The group’s major focus is on Oman, however KR has had a strong trading presence in the United Arab Emirates (UAE) since the early 1920s, traditional business with India, and evolving links with Iran and Turkey.

KR’s operations in India have continued to run smoothly, as they have been trading there for over hundred years, buying the production of Omani dates through government auctions or directly from the farmers, and selling them in India through family-run businesses. Nailesh moved to Oman from the UAE in 2007 and got very much involved in the consumer group. He easily started to expand in India, after drawing on his experience earned working with all the largest fast-moving consumer goods distributions, including Procter & Gamble (P&G) and Philip Morris, in the UAE. Nailesh set up a new office six years ago which was to help the group’s distribution for P&G in Gujarat. The family professionalised the business in India with solid plans and structures, relying on P&G principals to help in their endeavours. KR Group will strive to replicate the success of its Indian operations in Iran and in Turkey too. Sultan Qaboos bin Saidhas built excellent relationships in Iran, playing an instrumental role in pushing through the end of the embargo in between the US and Iran.

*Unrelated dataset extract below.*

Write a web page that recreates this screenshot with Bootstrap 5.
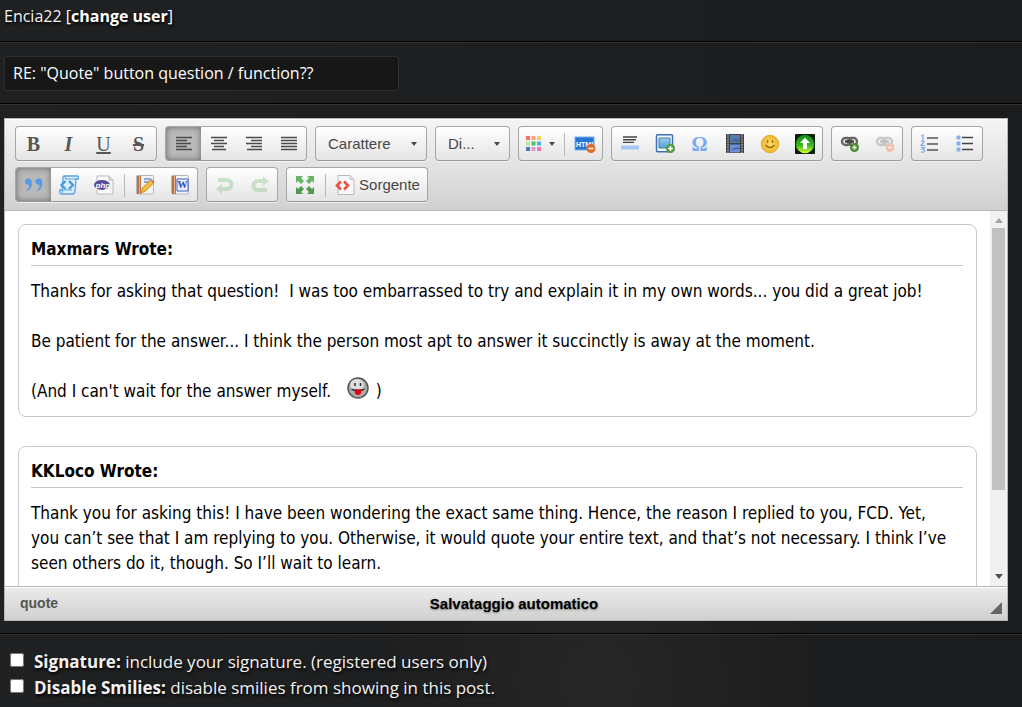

Expansion in India has a sentimental attachment, as after a long time the Khimji family is reaching back to their roots. The only major difference now, is that the company in India is 100% Omani. When they came to Oman originally it was as100% Indian.

Conclusion

The Sultanate of Oman has been a very stable country, which helped the Khimji Ramdas family to achieve great heights in terms of size and in diversification too. The family has expanded its leadership group from six to eight board members and is getting female family members involved where previously it had been male-only. It has also reformed its retirement policy to assist in succession.

Its main achievement has been moving from a family-run to a family-owned company employing competent non-family executives to run its operating businesses and stepping back from day-to-day operations to provide strategic direction.